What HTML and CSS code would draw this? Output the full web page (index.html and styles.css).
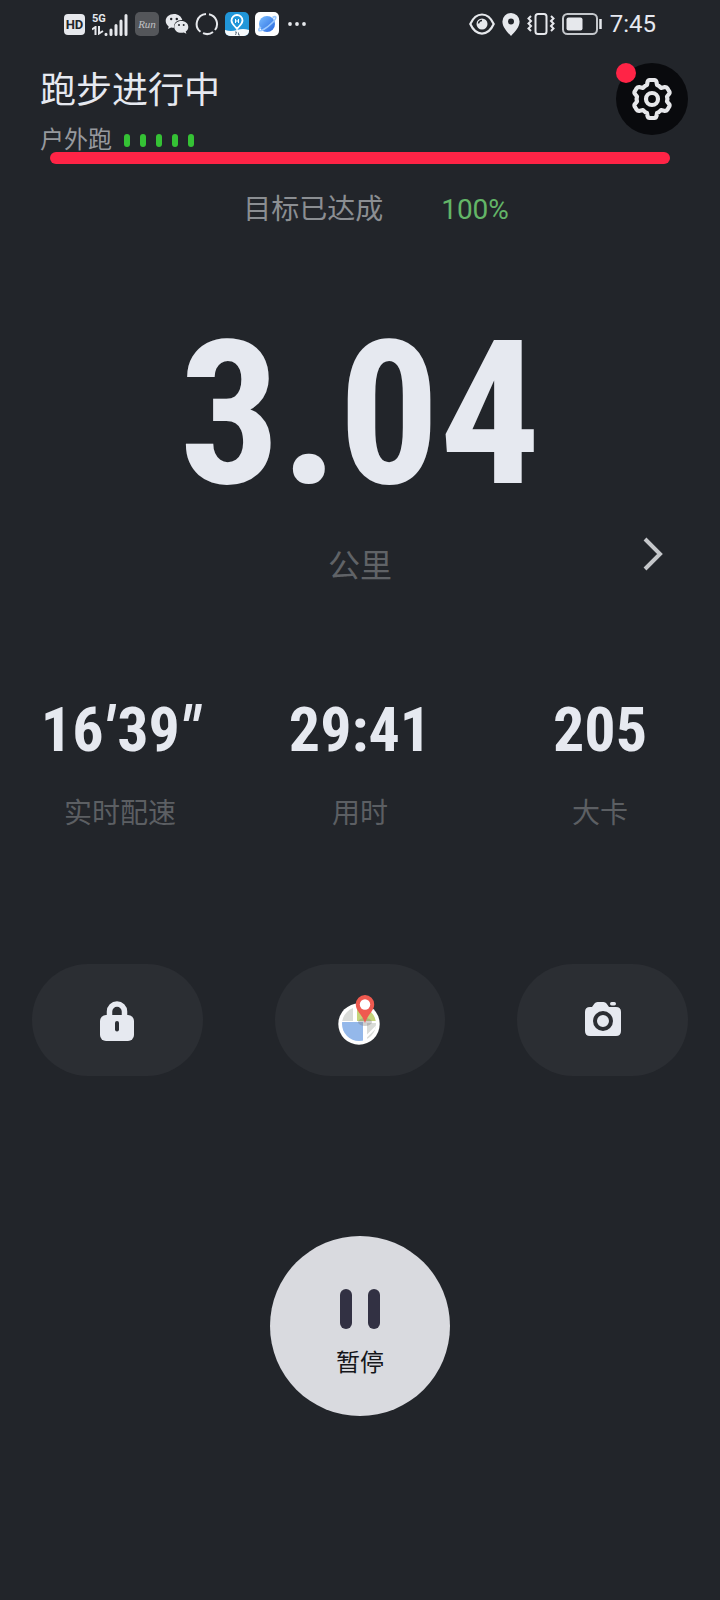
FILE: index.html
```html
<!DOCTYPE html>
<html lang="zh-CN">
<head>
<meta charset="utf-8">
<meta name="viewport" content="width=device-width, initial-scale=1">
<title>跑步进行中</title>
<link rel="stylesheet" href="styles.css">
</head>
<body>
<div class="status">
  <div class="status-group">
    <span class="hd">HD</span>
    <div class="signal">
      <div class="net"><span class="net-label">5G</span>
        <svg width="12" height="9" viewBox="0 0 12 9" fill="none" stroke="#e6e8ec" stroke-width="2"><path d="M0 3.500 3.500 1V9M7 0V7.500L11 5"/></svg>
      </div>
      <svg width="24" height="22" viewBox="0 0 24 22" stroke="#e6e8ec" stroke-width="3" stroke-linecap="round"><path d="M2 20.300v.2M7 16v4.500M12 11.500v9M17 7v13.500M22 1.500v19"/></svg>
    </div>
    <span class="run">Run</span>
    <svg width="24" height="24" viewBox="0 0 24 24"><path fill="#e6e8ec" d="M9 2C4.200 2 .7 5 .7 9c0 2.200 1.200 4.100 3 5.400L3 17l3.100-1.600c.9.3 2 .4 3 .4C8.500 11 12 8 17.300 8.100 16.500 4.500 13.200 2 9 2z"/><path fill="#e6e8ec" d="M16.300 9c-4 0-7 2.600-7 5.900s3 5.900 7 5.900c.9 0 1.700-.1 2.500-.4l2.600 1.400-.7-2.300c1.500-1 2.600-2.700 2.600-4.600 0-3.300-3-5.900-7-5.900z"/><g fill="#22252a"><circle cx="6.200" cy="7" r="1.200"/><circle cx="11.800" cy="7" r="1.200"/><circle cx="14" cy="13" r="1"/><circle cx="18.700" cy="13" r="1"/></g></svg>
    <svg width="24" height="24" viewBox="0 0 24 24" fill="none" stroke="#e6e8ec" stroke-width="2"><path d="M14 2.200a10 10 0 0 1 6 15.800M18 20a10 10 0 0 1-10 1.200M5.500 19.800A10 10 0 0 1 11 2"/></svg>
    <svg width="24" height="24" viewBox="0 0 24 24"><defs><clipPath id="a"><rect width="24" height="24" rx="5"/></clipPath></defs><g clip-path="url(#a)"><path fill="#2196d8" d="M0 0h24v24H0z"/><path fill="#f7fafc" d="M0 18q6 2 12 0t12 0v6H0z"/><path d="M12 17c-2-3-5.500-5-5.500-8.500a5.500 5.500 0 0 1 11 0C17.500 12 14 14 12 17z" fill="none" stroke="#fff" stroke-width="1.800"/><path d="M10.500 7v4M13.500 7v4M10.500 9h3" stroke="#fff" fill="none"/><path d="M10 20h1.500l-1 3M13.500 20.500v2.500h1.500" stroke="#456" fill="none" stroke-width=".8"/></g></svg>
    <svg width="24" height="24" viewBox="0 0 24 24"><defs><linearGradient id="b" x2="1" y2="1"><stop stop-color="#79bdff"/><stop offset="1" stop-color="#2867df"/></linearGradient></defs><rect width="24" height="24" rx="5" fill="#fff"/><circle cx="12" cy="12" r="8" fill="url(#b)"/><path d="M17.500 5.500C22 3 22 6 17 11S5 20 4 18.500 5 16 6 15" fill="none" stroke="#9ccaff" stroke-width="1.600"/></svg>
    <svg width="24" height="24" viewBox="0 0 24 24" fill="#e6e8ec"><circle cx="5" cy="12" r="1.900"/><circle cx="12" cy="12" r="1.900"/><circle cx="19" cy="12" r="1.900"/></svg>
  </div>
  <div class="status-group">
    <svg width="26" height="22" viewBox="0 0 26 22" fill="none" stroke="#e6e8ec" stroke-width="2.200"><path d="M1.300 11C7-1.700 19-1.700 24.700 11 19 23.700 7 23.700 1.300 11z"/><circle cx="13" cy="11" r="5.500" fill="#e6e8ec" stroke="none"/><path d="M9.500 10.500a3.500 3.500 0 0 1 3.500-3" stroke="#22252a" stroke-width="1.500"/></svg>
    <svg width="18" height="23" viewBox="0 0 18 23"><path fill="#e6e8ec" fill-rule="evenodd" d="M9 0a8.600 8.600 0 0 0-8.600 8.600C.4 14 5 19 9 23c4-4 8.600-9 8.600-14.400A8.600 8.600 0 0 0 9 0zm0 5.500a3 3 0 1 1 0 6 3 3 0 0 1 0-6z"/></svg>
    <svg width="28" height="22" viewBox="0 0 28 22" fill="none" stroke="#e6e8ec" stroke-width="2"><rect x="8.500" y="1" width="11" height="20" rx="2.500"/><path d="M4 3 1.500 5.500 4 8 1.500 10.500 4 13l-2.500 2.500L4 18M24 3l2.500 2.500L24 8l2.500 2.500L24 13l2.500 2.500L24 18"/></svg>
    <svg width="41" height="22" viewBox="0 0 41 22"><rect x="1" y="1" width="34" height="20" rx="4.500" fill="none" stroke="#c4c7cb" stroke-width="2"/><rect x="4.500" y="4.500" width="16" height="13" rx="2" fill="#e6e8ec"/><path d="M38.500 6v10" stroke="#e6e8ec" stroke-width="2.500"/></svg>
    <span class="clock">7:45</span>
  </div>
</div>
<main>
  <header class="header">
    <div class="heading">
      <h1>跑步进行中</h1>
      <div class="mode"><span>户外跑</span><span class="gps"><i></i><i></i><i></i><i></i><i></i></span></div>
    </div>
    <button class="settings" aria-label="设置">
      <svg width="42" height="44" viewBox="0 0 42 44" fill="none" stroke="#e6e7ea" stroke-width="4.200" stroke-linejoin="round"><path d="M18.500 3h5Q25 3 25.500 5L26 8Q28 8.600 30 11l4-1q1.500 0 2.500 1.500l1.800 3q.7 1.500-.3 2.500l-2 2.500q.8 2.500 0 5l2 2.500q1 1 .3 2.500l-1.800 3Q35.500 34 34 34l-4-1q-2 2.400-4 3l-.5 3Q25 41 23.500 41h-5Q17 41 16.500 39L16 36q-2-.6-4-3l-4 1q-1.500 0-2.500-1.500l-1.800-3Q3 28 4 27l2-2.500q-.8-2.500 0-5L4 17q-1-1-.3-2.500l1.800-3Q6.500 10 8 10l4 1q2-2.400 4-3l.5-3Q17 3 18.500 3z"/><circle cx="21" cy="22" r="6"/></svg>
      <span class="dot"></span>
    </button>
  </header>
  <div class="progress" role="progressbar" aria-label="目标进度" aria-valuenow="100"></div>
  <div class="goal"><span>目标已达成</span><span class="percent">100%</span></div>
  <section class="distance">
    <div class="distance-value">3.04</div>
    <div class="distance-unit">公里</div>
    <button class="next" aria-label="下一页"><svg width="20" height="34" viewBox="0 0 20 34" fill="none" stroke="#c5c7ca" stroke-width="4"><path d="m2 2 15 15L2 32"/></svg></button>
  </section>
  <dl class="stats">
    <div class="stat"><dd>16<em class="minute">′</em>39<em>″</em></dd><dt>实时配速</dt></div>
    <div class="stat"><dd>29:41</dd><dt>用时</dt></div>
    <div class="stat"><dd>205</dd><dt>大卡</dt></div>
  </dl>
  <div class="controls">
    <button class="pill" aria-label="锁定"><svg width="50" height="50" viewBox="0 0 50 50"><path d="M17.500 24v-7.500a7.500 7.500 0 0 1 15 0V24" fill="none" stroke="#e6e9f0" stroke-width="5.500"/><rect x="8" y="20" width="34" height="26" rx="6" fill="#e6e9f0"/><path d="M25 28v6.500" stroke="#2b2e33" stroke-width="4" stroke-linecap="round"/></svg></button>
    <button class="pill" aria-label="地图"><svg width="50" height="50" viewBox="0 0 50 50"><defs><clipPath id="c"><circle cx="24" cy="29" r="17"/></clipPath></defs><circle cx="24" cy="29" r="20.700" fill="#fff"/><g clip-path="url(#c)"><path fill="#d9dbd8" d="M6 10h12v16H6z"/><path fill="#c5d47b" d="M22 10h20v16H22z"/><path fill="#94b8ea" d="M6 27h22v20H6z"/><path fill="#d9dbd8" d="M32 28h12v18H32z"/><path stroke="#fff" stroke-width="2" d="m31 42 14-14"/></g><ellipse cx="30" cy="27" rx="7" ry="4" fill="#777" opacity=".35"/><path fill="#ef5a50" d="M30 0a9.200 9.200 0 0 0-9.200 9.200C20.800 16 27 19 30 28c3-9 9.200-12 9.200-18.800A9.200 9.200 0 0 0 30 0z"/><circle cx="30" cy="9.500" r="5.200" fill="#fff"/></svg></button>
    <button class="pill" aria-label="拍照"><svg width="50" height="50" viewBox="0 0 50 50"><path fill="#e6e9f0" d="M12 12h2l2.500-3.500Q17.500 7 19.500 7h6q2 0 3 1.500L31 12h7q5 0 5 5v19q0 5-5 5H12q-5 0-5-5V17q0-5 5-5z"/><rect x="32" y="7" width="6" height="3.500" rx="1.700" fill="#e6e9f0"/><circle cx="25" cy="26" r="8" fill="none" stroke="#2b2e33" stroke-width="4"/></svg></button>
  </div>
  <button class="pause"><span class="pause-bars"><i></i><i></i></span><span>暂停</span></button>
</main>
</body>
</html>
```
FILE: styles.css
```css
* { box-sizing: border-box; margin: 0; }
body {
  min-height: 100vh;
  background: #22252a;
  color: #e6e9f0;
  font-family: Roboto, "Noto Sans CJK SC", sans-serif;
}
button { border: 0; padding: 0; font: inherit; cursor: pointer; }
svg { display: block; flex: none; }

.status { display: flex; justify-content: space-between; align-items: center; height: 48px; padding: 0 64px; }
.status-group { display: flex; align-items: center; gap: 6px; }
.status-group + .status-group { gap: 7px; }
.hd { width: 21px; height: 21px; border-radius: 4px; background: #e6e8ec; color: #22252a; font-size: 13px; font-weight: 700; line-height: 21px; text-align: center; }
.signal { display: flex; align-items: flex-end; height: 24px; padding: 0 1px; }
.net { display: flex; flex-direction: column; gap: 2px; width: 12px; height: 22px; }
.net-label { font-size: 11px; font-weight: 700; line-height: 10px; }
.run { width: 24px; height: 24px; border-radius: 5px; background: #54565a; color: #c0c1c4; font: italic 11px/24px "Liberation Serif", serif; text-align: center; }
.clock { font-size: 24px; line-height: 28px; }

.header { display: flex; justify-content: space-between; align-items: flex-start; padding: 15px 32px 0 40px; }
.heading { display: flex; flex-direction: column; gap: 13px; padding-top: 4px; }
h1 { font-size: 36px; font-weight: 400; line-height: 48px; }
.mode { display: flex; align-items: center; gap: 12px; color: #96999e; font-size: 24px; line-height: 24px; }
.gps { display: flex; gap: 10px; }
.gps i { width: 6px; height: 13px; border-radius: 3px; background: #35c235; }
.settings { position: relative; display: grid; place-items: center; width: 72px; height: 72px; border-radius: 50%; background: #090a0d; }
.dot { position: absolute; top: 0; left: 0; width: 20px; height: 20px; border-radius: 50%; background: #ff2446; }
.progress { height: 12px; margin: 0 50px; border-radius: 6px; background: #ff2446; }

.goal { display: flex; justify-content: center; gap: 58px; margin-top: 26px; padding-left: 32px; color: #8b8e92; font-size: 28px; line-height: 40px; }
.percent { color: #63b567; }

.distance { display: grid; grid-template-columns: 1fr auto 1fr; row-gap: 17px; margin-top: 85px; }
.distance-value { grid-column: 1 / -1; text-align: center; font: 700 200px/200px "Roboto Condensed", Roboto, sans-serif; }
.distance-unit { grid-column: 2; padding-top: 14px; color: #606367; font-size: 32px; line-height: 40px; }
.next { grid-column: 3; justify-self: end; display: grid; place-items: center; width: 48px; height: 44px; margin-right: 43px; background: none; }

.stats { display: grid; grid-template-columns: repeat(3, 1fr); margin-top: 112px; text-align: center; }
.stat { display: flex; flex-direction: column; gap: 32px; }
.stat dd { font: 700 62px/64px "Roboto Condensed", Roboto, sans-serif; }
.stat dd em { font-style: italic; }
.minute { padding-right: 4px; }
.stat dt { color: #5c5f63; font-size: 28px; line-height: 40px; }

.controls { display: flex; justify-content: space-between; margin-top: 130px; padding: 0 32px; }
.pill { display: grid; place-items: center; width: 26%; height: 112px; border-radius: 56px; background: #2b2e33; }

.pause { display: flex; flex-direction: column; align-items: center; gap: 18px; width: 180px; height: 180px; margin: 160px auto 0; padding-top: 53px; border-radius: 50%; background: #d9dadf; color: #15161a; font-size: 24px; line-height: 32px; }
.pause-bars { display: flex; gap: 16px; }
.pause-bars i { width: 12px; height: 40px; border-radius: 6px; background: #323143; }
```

::::

TASK
Say how many lines above contain the string "styles". Answer with the number only.

ANSWER FOR THIS EXERCISE
3